One thing I most like of my job is that it has a lot of different task for example:

  • Conferences
  • Meetings (with the boss, with students, with colleagues, with people in the same project…)
  • Cruises
  • Courses
  • Lab work
  • Data analysis and treatment
  • Writing
  • Revise (your own work and other works)
  • Apply for new jobs, new fellowships, new grants…

The problem is that this variety doesn’t happen every week. When I am on a cruise, I am on the cruise for several weeks, 24/7 (and towards the end of the cruise I dream of being at my office desk and my sofa). When I am finished with the cruise, I have a more normal office life (although occasionally, a lot longer hours), and after several months of being in front of the computer I dream on going to sea again!!

In my blog I would like to tell what I do during my days in England.
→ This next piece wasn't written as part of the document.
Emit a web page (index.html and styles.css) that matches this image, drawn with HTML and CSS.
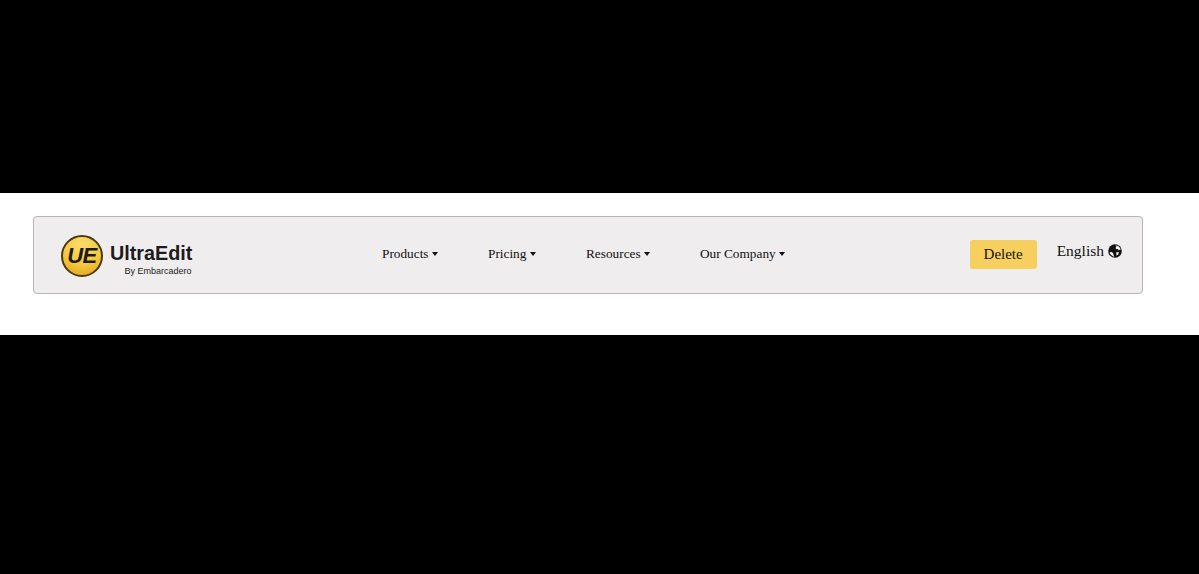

Today I will start with an end of project meeting which happened this week.

My contract is associated to the Sea Surface Consortium (http://www.surfaceoa.org.uk/) of the UK Ocean Acidification Research Programme (http://www.oceanacidification.org.uk/). That means, among other things, that one works and interacts with a lot of people from different institutes. Even in the internet era, all these people have to come together to present their results, discuss what to do with them, split tasks…

So for that reason, during the two years and almost a half that I have been working in this project, I have been to Exeter, St Andrews, Plymouth, London and Southampton. It’s a pity that because most of us are based in Southampton, we have repeated it for at least three meetings and I miss the opportunity to visit Cambridge or Obam.UKOA Cities

So we meet together and after the “hello, how have you been?” “Not too bad, thank you! And you?” we spend some hours in a room doing presentation (most of them prepared the night before in a rush and “saying oh my gosh where is this graph??!!”). Each of us talk around 10-15 minutes and then there is time for questions, comments, feedbacks. Then we break for coffee, tea and biscuits. And the chit-chat continuous: “how long is your contract for?” although some other conversations are more in detail. We reconvene and continue presenting and talking. After a couple of more hours, we stop for lunch. Then again inside the room/coffee/room and at the end, your head it’s so full of new information and new ideas of, try this, try that… that all you want it is a nice break. We have normally a group dinner in a pleasant restaurant. I believe science advance more with a beer in hand. These types of meetings are normally one day and a half or two. So the second day is where, having shown what we have done, we sit down and decide what is left to do and who (and when!) will do what. It is also the time to decide where and when to meet next.